The Mudcat Café TM
Thread #169078   Message #4092632
Posted By: Charmion
11-Feb-21 - 10:45 AM
Thread Name: De-clutter & Fitness in a Pandemic: 2021
Subject: RE: De-clutter & Fitness in a Pandemic: 2021
Stratford is still locked down, so I consider myself still under house arrest. It's still a bit too chilly to tempt me outside for more than a trot to the mailbox.

The portfolio project resulted in a discovery that I have somehow avoided making for more than twenty-five years, and now I have to buy more portfolios, preferably of archival quality.

My father came from one of those Fine Old Families so called because they got off an earlier boat than most. Their disembarkation point was Quebec, and they started arriving with General Wolfe. They suffered most of the normal vicissitudes of 18th- and 19th-century life, but were particularly fortunate in that they were hit by only one major house fire, in the early 1870s. Consequently, they left lots of stuff, especially papers.

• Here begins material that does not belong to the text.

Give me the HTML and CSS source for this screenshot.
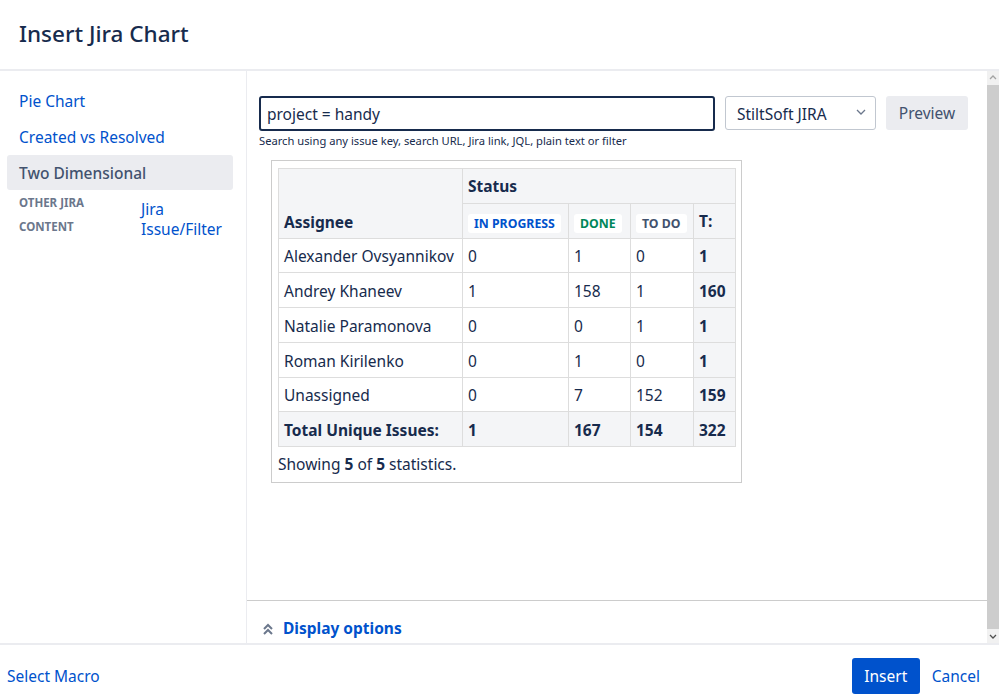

One of the long-unopened portfolios stacked on top of the bookcases in my library contained an overlooked trove of copies of the Quebec Mercury from the 1830s, when my great-great grandfather was a member of the colonial Legislative Assembly, and the Montreal Daily Star from the 1880s, when it was running history articles and anniversary anecdotes about the Patriote movement of 50 years previous. These newspapers were kept because they contained stories about members of the family. There was also a letter-book of business correspondence from the 1840s, rather a lot of photographic negatives (some of them glass) from the 19-teens, twenties and thirties, and a file of letters about my father's efforts to get into the war at its very beginning rather than wait for conscription as the British government preferred.

Notably, Dad wrote to Ottawa seeking a commission in the Royal Canadian Navy but was rejected on the grounds that he was not ... um ... Canadian. For the record, he was born in Montreal, and the family moved to England in 1924 when Granddad was hired for a major engineering project. In 1939, the difference with respect to citizenship between a Canadian and any other British subject born in Canada had yet to be established in law, but the Chief of Naval Operations was not taking any chances.

I have been moving these portfolios around since 1992, when my father died.

Under Dad's will, the (large) accumulation of family papers and photographs in his custody at the time of his death went to the Chaplin-Gugy Fonds at the National Archives of Canada. The portfolios were too big to fit into any of the several places where Dad kept papers, so they were missed in the Big Sweep. Now I have to contact the responsible archivist for a follow-up donation.

These days, civil servants such as archivists are working at home and therefore out of the reach of ordinary mortals such as I. So everything goes back where it was until the lockdown is over and people start trickling back to their offices and workshops. Whenever that will be.

Apart from that, I hung some pictures. Things look better already.